§ WHAT TO PRODUCE: Where a line holds the string "React", return that line.

━━ DATASET EXCERPT

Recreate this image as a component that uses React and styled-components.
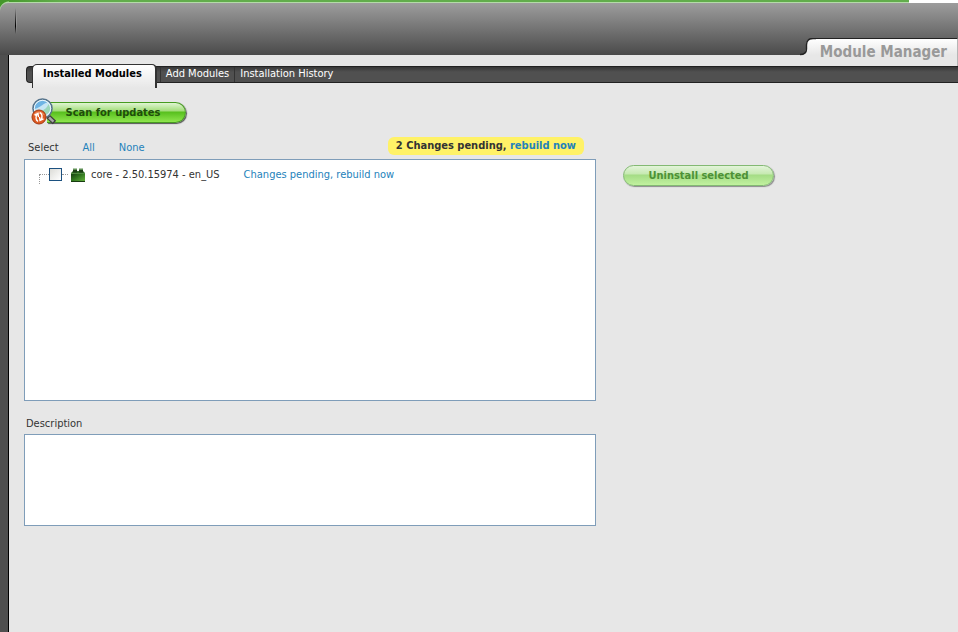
import React, { useState } from "react";
import styled, { createGlobalStyle } from "styled-components";

const TABS = ["Installed Modules", "Add Modules", "Installation History"];

const MagnifierIcon = () => (
  <svg width="26" height="28" viewBox="0 0 26 28" aria-hidden="true">
    <path d="M17 18.500l6.500 6" stroke="#3d3d3d" strokeWidth="5" />
    <path d="M18 19.500l4.500 4.200" stroke="#a8a8a8" strokeWidth="2.400" />
    <circle cx="11.500" cy="10.500" r="9.500" fill="#c7e6f4" stroke="#56748c" strokeWidth="1.600" />
    <path d="M3.500 11a8 8 0 0 1 13-6.500C12.500 5 10.500 9 3.500 11z" fill="#6fb4e4" />
    <path d="M10 13q6-2 7.500-7q3.500 5 0 9q-4 4-7.500-2z" fill="#9bd6b8" />
    <circle cx="11.500" cy="10.500" r="8.200" fill="none" stroke="#eaf6fc" />
    <circle cx="8" cy="19" r="7" fill="#dd5a22" stroke="#a33a14" />
    <path d="M2.500 17a6 6 0 0 1 11 0q-5.500-2-11 0z" fill="#ee8a5e" />
    <path
      d="M7 23.500q-3.500-3-1-7M3.500 17.200L7 15.500l.5 3.500M9 14.500q3.500 3 1 7M12.500 20.800L9 22.500 8.500 19"
      fill="none"
      stroke="#fff"
      strokeWidth="1.400"
    />
  </svg>
);

const BrickIcon = () => (
  <svg width="14" height="14" viewBox="0 0 14 14" aria-hidden="true">
    <defs>
      <linearGradient id="brick" x2="1" y2="1">
        <stop stopColor="#123a10" />
        <stop offset="0.500" stopColor="#347a22" />
        <stop offset="1" stopColor="#67b43f" />
      </linearGradient>
    </defs>
    <path d="M0 5l2-2h10l2 2v8H0z" fill="#2e6a25" />
    <path d="M0 5h14v8.500H0z" fill="url(#brick)" />
    <path d="M2 1h4v3.500H2zM8 1h4v3.500H8z" fill="#1a3d16" />
    <path d="M2 .5h4v1.500H2zM8 .5h4v1.500H8z" fill="#5f8f55" />
    <path d="M0 5h14v1H0z" fill="#4f8a41" />
    <path d="M0 13h14v1H0z" fill="#173c10" />
  </svg>
);

const TitleCurve = () => (
  <svg width="16" height="28" viewBox="0 0 16 28" aria-hidden="true">
    <defs>
      <linearGradient id="title" x2="0" y2="1">
        <stop stopColor="#fff" />
        <stop offset="0.600" stopColor="#e7e7e7" />
      </linearGradient>
    </defs>
    <path d="M0 28V17Q6 17 6 11V7Q6 1 13 1h3v27z" fill="url(#title)" />
    <path d="M0 16.500Q6.500 16.500 6.500 11V7Q6.500 .5 13 .5h3" fill="none" stroke="#222" strokeWidth="1.400" />
  </svg>
);

const App = () => {
  const [tab, setTab] = useState(TABS[0]);
  const [checked, setChecked] = useState(false);
  const [description, setDescription] = useState("");

  return (
    <>
      <GlobalStyle />
      <TopStrip />
      <Header>
        <HeaderMark />
      </Header>
      <Page>
        <TitleRow>
          <TitleCurve />
          <Title>Module Manager</Title>
        </TitleRow>
        <TabBar>
          {TABS.map(name => (
            <Tab key={name} $active={name === tab} onClick={() => setTab(name)}>
              {name}
            </Tab>
          ))}
        </TabBar>
        <Content>
          <ScanRow>
            <MagnifierIcon />
            <ScanButton>Scan for updates</ScanButton>
          </ScanRow>
          <Columns>
            <Main>
              <SelectRow>
                <span>Select</span>
                <Link href="#all" onClick={() => setChecked(true)}>All</Link>
                <Link href="#none" onClick={() => setChecked(false)}>None</Link>
                <Notice>
                  2 Changes pending, <Link href="#rebuild">rebuild now</Link>
                </Notice>
              </SelectRow>
              <ModuleList>
                <Module>
                  <Branch />
                  <Checkbox
                    id="core"
                    type="checkbox"
                    checked={checked}
                    onChange={e => setChecked(e.target.checked)}
                  />
                  <Twig />
                  <BrickIcon />
                  <ModuleName htmlFor="core">core - 2.50.15974 - en_US</ModuleName>
                  <Link href="#rebuild">Changes pending, rebuild now</Link>
                </Module>
              </ModuleList>
              <DescriptionLabel htmlFor="description">Description</DescriptionLabel>
              <Description
                id="description"
                value={description}
                onChange={e => setDescription(e.target.value)}
              />
            </Main>
            <UninstallButton>Uninstall selected</UninstallButton>
          </Columns>
        </Content>
      </Page>
    </>
  );
};

const GlobalStyle = createGlobalStyle`
  * {
    box-sizing: border-box;
  }

  html,
  body,
  #root {
    height: 100%;
  }

  body {
    margin: 0;
    overflow: hidden;
    background: #e7e7e7;
    color: #333;
    font-family: "DejaVu Sans Condensed", "Noto Sans", sans-serif;
    font-size: 11px;
    line-height: 14px;
  }

  #root {
    display: flex;
    flex-direction: column;
  }

  button,
  textarea {
    font: inherit;
  }

  svg {
    display: block;
    flex: none;
  }
`;

const TopStrip = styled.div`
  flex: none;
  height: 11px;
  margin: 0 49px -8px 0;
  background:
    radial-gradient(circle at 9px 11px, #b4dba8 9px, #44972b 10px) 0 0 / 9px 11px no-repeat,
    linear-gradient(transparent 2px, #b4dba8 2px),
    linear-gradient(90deg, #44972b, #62ad4c 60px);
  box-shadow: 49px 0 #fff;
`;

const Header = styled.header`
  position: relative;
  flex: none;
  height: 52px;
  padding: 5px 15px;
  border-top-left-radius: 8px;
  background: linear-gradient(#9d9d9d, #4a4a4a);
`;

const HeaderMark = styled.div`
  width: 2px;
  height: 26px;
  background:
    linear-gradient(transparent, #000 70%, transparent) 0 0 / 1px 100% no-repeat,
    linear-gradient(transparent, #999 50%, transparent) 1px 0 / 1px 100% no-repeat;
`;

const Page = styled.main`
  flex: 1;
  border-left: 8px solid #4f4f4f;
  box-shadow: inset 1px 0 #000;
`;

const TitleRow = styled.div`
  position: relative;
  display: flex;
  justify-content: flex-end;
  height: 28px;
  margin-top: -17px;
`;

const Title = styled.h1`
  margin: 0;
  padding: 4px 10px 0 4px;
  border-top: 1px solid #222;
  border-right: 1px solid #b5b5b5;
  background: linear-gradient(#fff, #e7e7e7 16px);
  color: #999;
  font-size: 15px;
  line-height: 18px;
`;

const TabBar = styled.nav`
  display: flex;
  height: 17px;
  margin-left: 18px;
  padding-left: 5px;
  border: solid #222;
  border-width: 1px 0 1px 1px;
  border-radius: 4px 0 0 4px;
  background: linear-gradient(#383838, #505050 5px);
`;

const Tab = styled.button`
  height: ${({ $active }) => ($active ? "24px" : "15px")};
  margin-top: ${({ $active }) => ($active ? "-3px" : "0")};
  margin-right: ${({ $active }) => ($active ? "3px" : "0")};
  padding: ${({ $active }) => ($active ? "0 13px 5px 10px" : "0 5px 1px")};
  border: 0 solid #333;
  border-width: ${({ $active }) => ($active ? "1px 2px 0 1px" : "0 0 0 1px")};
  border-radius: ${({ $active }) => ($active ? "5px 5px 0 0" : "0")};
  background: ${({ $active }) => ($active ? "linear-gradient(#fff, #e7e7e7)" : "none")};
  color: ${({ $active }) => ($active ? "#000" : "#fff")};
  font-weight: ${({ $active }) => ($active ? "bold" : "normal")};
  line-height: 14px;
  white-space: nowrap;
`;

const Content = styled.div`
  padding: 15px 16px;
`;

const ScanRow = styled.div`
  display: flex;
  align-items: flex-start;
  padding-left: 7px;

  svg {
    z-index: 1;
  }
`;

const pill = `
  height: 21px;
  padding: 1px 0 0;
  border-radius: 11px;
  font-weight: bold;
`;

const ScanButton = styled.button`
  ${pill}
  width: 139px;
  margin: 4px 0 0 -10px;
  padding-right: 6px;
  border: 1px solid #469b20;
  border-left: 0;
  border-radius: 0 11px 11px 0;
  background: linear-gradient(#e0f5d3, #a2dd79 8px, #57bf1d 9px, #8fe64e);
  box-shadow: 1px 1px 1px #555;
  color: #204d0b;
`;

const UninstallButton = styled.button`
  ${pill}
  width: 151px;
  margin-top: 39px;
  border: 1px solid #83b973;
  background: linear-gradient(#e3f4da, #c6e9b1 8px, #a4dc85 9px, #c1f19f);
  box-shadow: 1px 1px 1px #8b8b8b;
  color: #4d9136;
`;

const Columns = styled.div`
  display: flex;
  align-items: flex-start;
  gap: 27px;
`;

const Main = styled.div`
  flex: 0 1 572px;
`;

const SelectRow = styled.div`
  display: flex;
  align-items: flex-end;
  gap: 24px;
  height: 29px;
  padding-left: 4px;
`;

const Link = styled.a`
  color: #2482bb;
  text-decoration: none;
`;

const Notice = styled.strong`
  margin: 0 12px 0 auto;
  padding: 2px 8px;
  border-radius: 6px;
  background: #fff267;
`;

const ModuleList = styled.div`
  height: 242px;
  margin-top: 4px;
  padding: 5px 14px;
  border: 1px solid #7f9db9;
  background: #fff;
`;

const Module = styled.div`
  display: flex;
  align-items: center;
`;

const Branch = styled.span`
  width: 10px;
  height: 10px;
  margin-top: 9px;
  border: dotted #999;
  border-width: 1px 0 0 1px;
`;

const Twig = styled.span`
  width: 6px;
  margin-right: 3px;
  border-top: 1px dotted #999;
`;

const Checkbox = styled.input`
  appearance: none;
  width: 13px;
  height: 13px;
  margin: 0;
  border: 1px solid #1c5180;
  background: linear-gradient(135deg, #dcdcd7, #fff);

  &:checked {
    background: #21a121;
  }
`;

const ModuleName = styled.label`
  margin: 0 24px 0 6px;
`;

const DescriptionLabel = styled.label`
  display: block;
  margin: 16px 0 3px 2px;
`;

const Description = styled.textarea`
  display: block;
  width: 100%;
  height: 92px;
  padding: 4px;
  border: 1px solid #7f9db9;
  outline: none;
  resize: none;
`;

export default App;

━━━━

§ EXPECTED ANSWER:
Recreate this image as a component that uses React and styled-components.
import React, { useState } from "react";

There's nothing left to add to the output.